Having established the applicable framework for resolution of the question whether Orso’s proceeds from the Annuities are exempt, we now examine the Louisiana annuity exemption statute, § 22:647.
C. Construction of the Louisiana Statute
As noted, Orso contends that his property right in the stream of annuity payments from his structured settlement comes within the purview of the version of § 22:647, specifically subsection (B), that existed on the day his bankruptcy petition was filed. For the following reasons, we agree.
When, in 1948, the Louisiana Legislature enacted that state’s Insurance Code, it specified that the proceeds and avails of annuity contracts are exempt from all debt liability. The language of that enactment is largely retained in the current version of the statute. 20 The term “annuity contract” was not modified; neither was it limited to particular types, classes, or categories of annuity. That being the case, the term’s grasp is co-extensive with its reach.
By Act 125 of 1958, the legislature transferred the annuity exemption, essentially verbatim and without substantive change, into Title 22, Section 647 of the Louisiana revised statutes. It has remained there ever since, without any real alteration, even though over the years, new provisions not relevant to this case were added, and some of the section’s provisions were rearranged. Thus, the substance of § 22:647’s annuity exemption has remained constant.
§ 64,7. Exemption of proceeds; ... annuity
B.[ ] The lawful beneficiary ... or payee ... of an annuity contract ... shall be entitled to the proceeds and avails of the contract against the creditors and representatives of the annuitant ... and such proceeds and avails shall also be exempt from all liability for any debt of such beneficiary, payee ... existing at the time the proceeds or avails are made available for his own use....
All concede that this exemption is controlling in bankruptcy just as it is outside bankruptcy. And this provision of Louisiana law is the one on which Orso relies, as he must, in arguing that his monthly annuity payments are exempt from his creditors’ claims in bankruptcy, specifically from his ex-spouse. We are satisfied that the quoted provision does just that and does so unambiguously.
A plain reading of the annuity exemption statute leads naturally to the conclusion that the proceeds that Orso is entitled to receive from the structured settlements constitute proceeds and avails declared exempt from liability and seizure by his creditors. As the record is devoid of any evidence of fraud or wrongdoing by Orso or on his behalf, the exemption must be given full effect in his ease.
Starting, as we always must, with the plain wording of the statute, we see initially that there is nothing ambiguous about it; and we know that when a statute is unambiguous we do not go behind its terms to ascertain the intent of the Legislature.
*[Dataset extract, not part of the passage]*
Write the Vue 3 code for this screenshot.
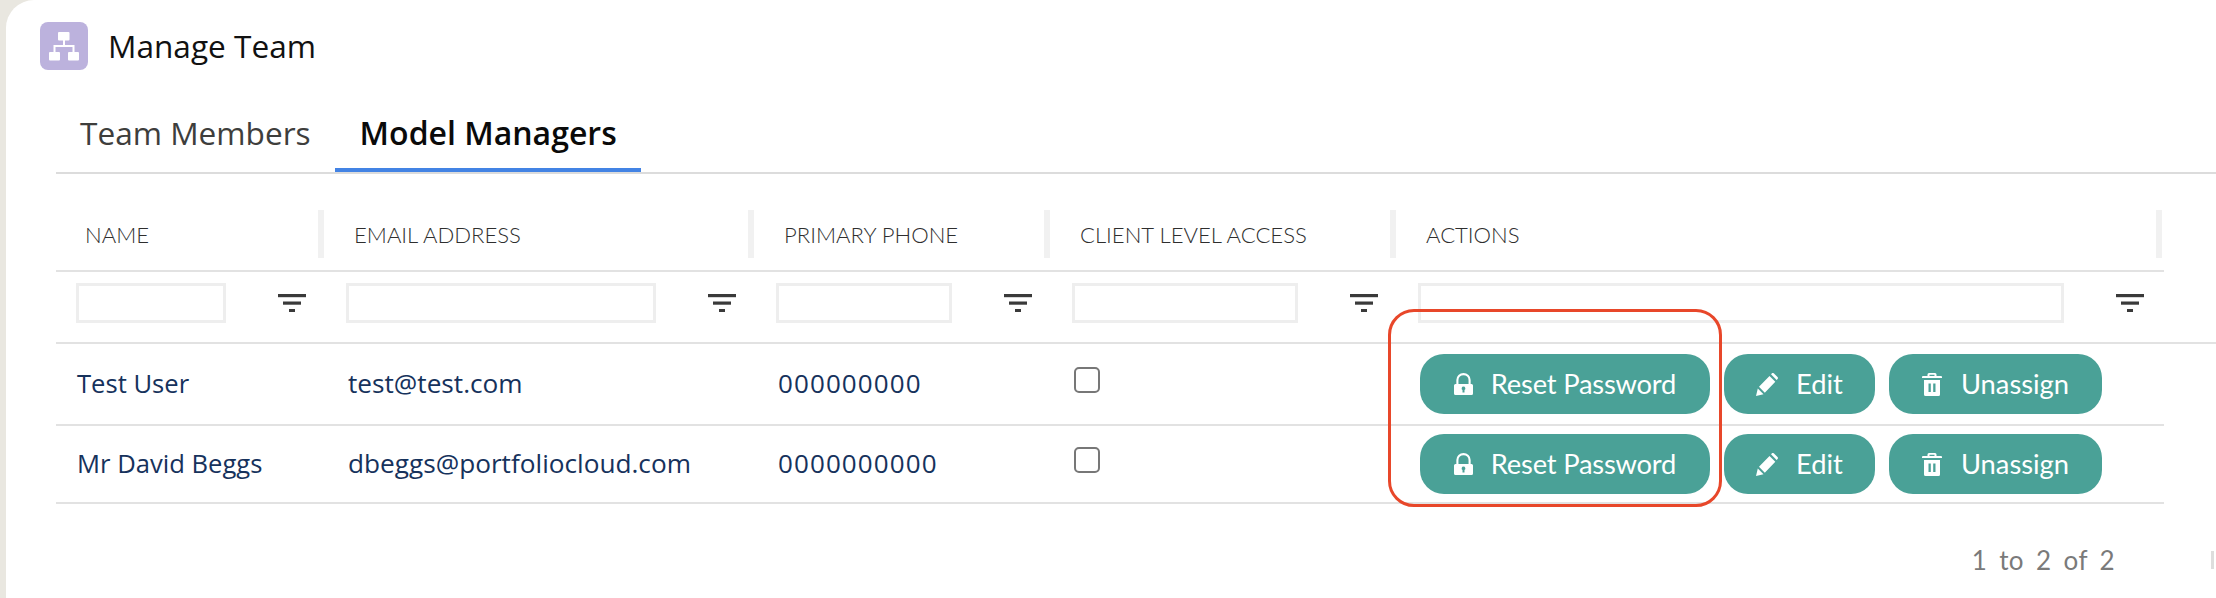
<script setup>
const columns = [
  { label: 'NAME', inputWidth: 150 },
  { label: 'EMAIL ADDRESS', inputWidth: 310 },
  { label: 'PRIMARY PHONE', inputWidth: 176 },
  { label: 'CLIENT LEVEL ACCESS', inputWidth: 226 },
  { label: 'ACTIONS', inputWidth: 646 }
]
const rows = [
  { name: 'Test User', email: 'test@test.com', phone: '000000000', height: 80 },
  { name: 'Mr David Beggs', email: 'dbeggs@portfoliocloud.com', phone: '0000000000', height: 76 }
]
</script>

<template>
  <div class="page">
    <main class="card">
      <header class="title-row">
        <span class="app-icon">
          <svg viewBox="0 0 48 48" width="48" height="48">
            <rect width="48" height="48" rx="8" fill="#bcb2dd" />
            <g fill="#fff">
              <rect x="18" y="10" width="11.5" height="8.5" rx="1" />
              <rect x="9" y="30" width="11" height="8.5" rx="1" />
              <rect x="28" y="30" width="11" height="8.5" rx="1" />
            </g>
            <path d="M24 18v6M14.5 30v-6h19v6" fill="none" stroke="#fff" stroke-width="2" />
          </svg>
        </span>
        <h1 class="title">Manage Team</h1>
      </header>

      <nav class="tabs">
        <span class="tab">Team Members</span>
        <span class="tab active">Model Managers</span>
      </nav>

      <section class="table">
        <div class="grid head">
          <div v-for="c in columns" :key="c.label" class="head-cell">
            <span class="head-label">{{ c.label }}</span>
            <span class="sep"></span>
          </div>
        </div>

        <div class="grid filters">
          <div v-for="c in columns" :key="c.label" class="filter-cell">
            <input class="filter-input" type="text" :style="{ width: c.inputWidth + 'px' }" />
            <svg class="filter-icon" viewBox="0 0 28 18" width="28" height="18">
              <rect x="0" y="0" width="28" height="3.2" fill="#3a3a3a" />
              <rect x="5" y="7.5" width="18" height="3.2" fill="#3a3a3a" />
              <rect x="11" y="15" width="6" height="3" fill="#3a3a3a" />
            </svg>
          </div>
        </div>

        <div v-for="r in rows" :key="r.email" class="grid row" :style="{ height: r.height + 'px' }">
          <div class="cell name">{{ r.name }}</div>
          <div class="cell email">{{ r.email }}</div>
          <div class="cell phone">{{ r.phone }}</div>
          <div class="cell"><span class="checkbox"></span></div>
          <div class="cell actions">
            <button class="btn reset">
              <svg viewBox="0 0 19 22" width="19" height="22">
                <path d="M3.4 11.500V7a6.100 5.900 0 0 1 12.200 0V11.500" fill="none" stroke="#fff" stroke-width="2.100" />
                <path fill="#fff" fill-rule="evenodd" d="M1.500 11h16a1.500 1.500 0 0 1 1.500 1.500v8a1.500 1.500 0 0 1-1.500 1.500h-16A1.500 1.500 0 0 1 0 20.500v-8A1.500 1.500 0 0 1 1.500 11zM9.500 13.500a1.900 1.900 0 0 0-1 3.500V19.500h2V17a1.900 1.900 0 0 0-1-3.500z" />
              </svg>
              <span class="btn-label">Reset Password</span>
            </button>
            <button class="btn edit">
              <svg viewBox="0 0 22 23" width="22" height="23">
                <path fill="#fff" d="M0 23l1.800-7.500 5.700 5.700zM3 13.800 13.500 2.900l5.800 5.900L8.800 19.700zM15 1.300l1-1c.6-.5 1.500-.4 2 .1l3.500 3.600c.6.600.6 1.400.1 2l-1 1z" />
              </svg>
              <span class="btn-label">Edit</span>
            </button>
            <button class="btn unassign">
              <svg viewBox="0 0 20 23" width="20" height="23">
                <path fill="#fff" fill-rule="evenodd" d="M7 0h6a1.500 1.500 0 0 1 1.500 1.500V3H19a1 1 0 0 1 1 1v1H0V4a1 1 0 0 1 1-1h4.500V1.500A1.500 1.500 0 0 1 7 0zm.500 1.800V3h5V1.800zM2 7h16v14.500a1.500 1.500 0 0 1-1.500 1.500h-13A1.500 1.500 0 0 1 2 21.500zm4.500 3.500V19h2.300v-8.500zm4.700 0V19h2.300v-8.500z" />
              </svg>
              <span class="btn-label">Unassign</span>
            </button>
          </div>
        </div>
      </section>

      <footer class="pager">
        <span class="pager-text">1 to 2 of 2</span>
        <span class="pager-bar"></span>
      </footer>

      <div class="highlight"></div>
    </main>
  </div>
</template>

<style scoped>
.page {
  width: 2216px;
  height: 598px;
  overflow: hidden;
  background: #e9e7e0;
  padding-left: 6px;
  box-sizing: border-box;
}
.card {
  position: relative;
  width: 2210px;
  height: 598px;
  background: #fff;
  border-top-left-radius: 28px;
  font-family: "Open Sans", sans-serif;
  box-sizing: border-box;
  padding-top: 22px;
}
.title-row {
  display: flex;
  align-items: center;
  gap: 20px;
  height: 48px;
  margin-left: 34px;
}
.app-icon { display: block; width: 48px; height: 48px; }
.app-icon svg { display: block; }
.title {
  margin: 0;
  font-size: 31.600px;
  font-weight: 400;
  color: #111;
  line-height: 48px;
}
.tabs {
  display: flex;
  margin-left: 50px;
  height: 104px;
  border-bottom: 2px solid #dcdcdc;
  box-sizing: border-box;
  width: 2160px;
}
.tab {
  padding: 0 24px;
  height: 102px;
  box-sizing: border-box;
  line-height: 126px;
  font-size: 31.600px;
  color: #3e3e3c;
}
.tab.active {
  padding-left: 25px;
  color: #0a0a0a;
  font-weight: 600;
  font-size: 32px;
  border-bottom: 4px solid #4383e4;
}
.table { margin-left: 50px; width: 2160px; }
.grid {
  display: grid;
  grid-template-columns: 268px 430px 296px 346px 768px;
  width: 2108px;
  box-sizing: border-box;
}
.head {
  height: 98px;
  border-bottom: 2px solid #e2e2e2;
}
.head-cell {
  position: relative;
  display: flex;
  align-items: center;
  padding-left: 30px;
  padding-top: 24px;
  box-sizing: border-box;
  justify-content: space-between;
}
.head-cell:first-child { padding-left: 29px; }
.head-label {
  font-family: Lato, sans-serif;
  font-size: 22.100px;
  font-weight: 300;
  color: #2e2e2e;
  white-space: nowrap;
}
.sep {
  position: absolute;
  top: 36px;
  right: 0;
  width: 6px;
  height: 48px;
  background: #f1f1f1;
}
.head-cell:last-child .sep { right: 2px; }
.filters {
  height: 72px;
  width: 2160px;
  border-bottom: 2px solid #e2e2e2;
  grid-template-columns: 268px 430px 296px 346px 820px;
}
.filter-cell {
  display: flex;
  align-items: flex-start;
  padding-left: 22px;
  box-sizing: border-box;
  position: relative;
  padding-top: 11px;
}
.filter-cell:first-child { padding-left: 20px; }
.filter-input {
  height: 40px;
  box-sizing: border-box;
  border: 3px solid #eeeeee;
  background: #fff;
  padding: 0;
  margin: 0;
  outline: none;
}
.filter-icon {
  margin-top: 11px;
  margin-left: auto;
  margin-right: 18px;
}
.filter-cell:last-child .filter-icon { margin-left: 52px; }
.row {
  align-items: center;
  border-bottom: 2px solid #e2e2e2;
  box-sizing: content-box;
  width: 2108px;
}
.cell {
  padding-left: 24px;
  font-size: 26px;
  color: #16325c;
  white-space: nowrap;
  box-sizing: border-box;
  margin-bottom: 2px;
}
.cell.name { padding-left: 21px; font-size: 25.600px; }
.cell.email { font-size: 26.200px; }
.cell.phone { letter-spacing: 1.100px; }
.checkbox {
  display: block;
  width: 26px;
  height: 26px;
  box-sizing: border-box;
  border: 2px solid #777;
  border-radius: 5px;
  margin-bottom: 6px;
}
.actions {
  display: flex;
  gap: 14px;
  margin-bottom: 0;
}
.btn {
  display: flex;
  align-items: center;
  height: 60px;
  border: none;
  border-radius: 24px;
  background: #4aa197;
  color: #fff;
  font-family: Lato, sans-serif;
  font-size: 27.300px;
  padding: 0;
  box-sizing: border-box;
  justify-content: center;
}
.btn svg { display: block; flex: none; }
.btn-label { padding-bottom: 2px; }
.reset { width: 290px; gap: 18px; }
.reset .btn-label { letter-spacing: -0.2px; }
.edit { width: 151px; gap: 18px; }
.unassign { width: 213px; gap: 19px; }
.pager {
  display: flex;
  align-items: center;
  justify-content: flex-end;
  margin-top: 36px;
  height: 40px;
}
.pager-text {
  font-family: Lato, sans-serif;
  font-size: 26px;
  font-weight: 400;
  color: #7a7a7a;
  word-spacing: 5px;
  letter-spacing: 0.4px;
}
.pager-bar {
  display: block;
  width: 3px;
  height: 18px;
  background: #dddddd;
  margin-left: 96px;
  margin-right: 2px;
}
.highlight {
  position: absolute;
  left: 1382px;
  top: 309px;
  width: 334px;
  height: 198px;
  box-sizing: border-box;
  border: 3px solid #e8472a;
  border-radius: 26px;
  pointer-events: none;
}
</style>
Tracking § 22:647, the title of which foretells that it deals with exemption of proceeds from, inter alia, annuities, we see that under subsection (B) as it existed when he filed his bankruptcy petition, Orso was a “lawful beneficiary” who was the “payee ... of an annuity contract....” The statute next tells us that in this capacity Orso is “entitled to the proceeds and all avails of the contract” and that “such proceeds and avails shall also be exempt from all liability for any debt of such ... payee,” namely Orso in this case.
Consequently, Orso’s claim of exemption should prevail under § 22:647 unless some extraneous legal impediment prevents the financial products that produce this stream of monthly proceeds from being “annuity contracts” within the intendment of the statute. As we shall explain, we conclude that these products, i.e., the Annuities, acquired as they were by or for the tortfea-sors in compliance with their structured settlement with Orso, indeed are free from any legal impediment to being annuity contracts for purposes of § 22:647.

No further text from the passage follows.